After high school graduation, she received a Bachelor of Arts in dance from the University of Missouri at Kansas City. Zollar received her Master of Fine Arts from Florida State University and is currently a tenured dance professor. In 1980, Zollar moved to New York City, where she studied under Dianne McIntyre, artistic director for Sounds in Motion Dance Company. Zollar's choreographic style is influenced by the dance traditions of Black Americans—modern dance, African dance, and social dance.

Her movement synthesizes influences from contemporary dance (a combination of Dunham, Graham, Cunningham, and Limón techniques), Afro-Cuban, Haitian, and Congolese dance. She emphasizes using weight and fluidity instead of creating clean shapes. From her Afro-Cuban dance training, she employs a strong sense of dynamic timing, rhythmic patterns, and continuous flow of movement. She derives many of her movement ideas from African American culture, allowing the "church testifying, emotional energy shape the form, and the rawness of that form, like you, have in jazz," she says.

In 1984, she left the company and established her own, the Urban Bush Women, which became the first major dance company of all-female African American dancers. In her choreography, Zollar creates avant-garde dance-theater productions that speak from the black female perspective. Her pieces are collaborative performances between dancers, vocalists, artists, actors, composers, and musicians, including vocalizations, Cappella singing, storytelling, and social commentary. Through these mediums, Zollar pushes toward social awareness and change.

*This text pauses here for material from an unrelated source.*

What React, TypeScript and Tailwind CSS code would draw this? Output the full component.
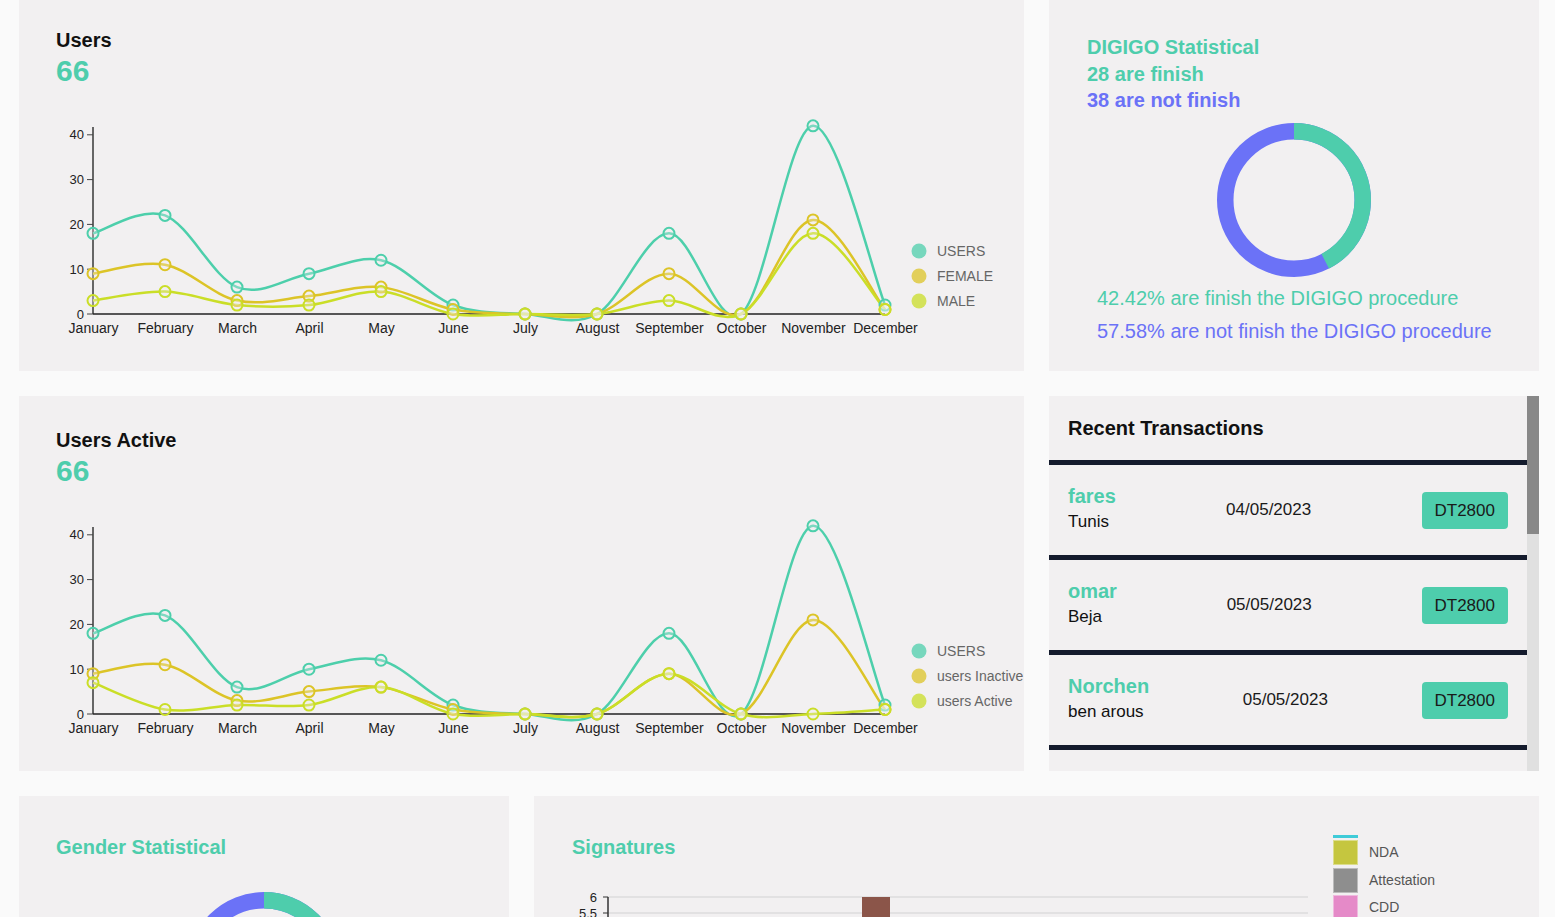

Zollar also explores African American folk traditions and the reality of the black woman's experience, tackling uncomfortable and controversial social topics such as abortion, racism, sexism, and homelessness in a hard-edged and straightforward way. Many dance critics say that Zoller's company makes a point to show the reality of African American culture, revealing how black Americans express themselves when not in the presence of whites.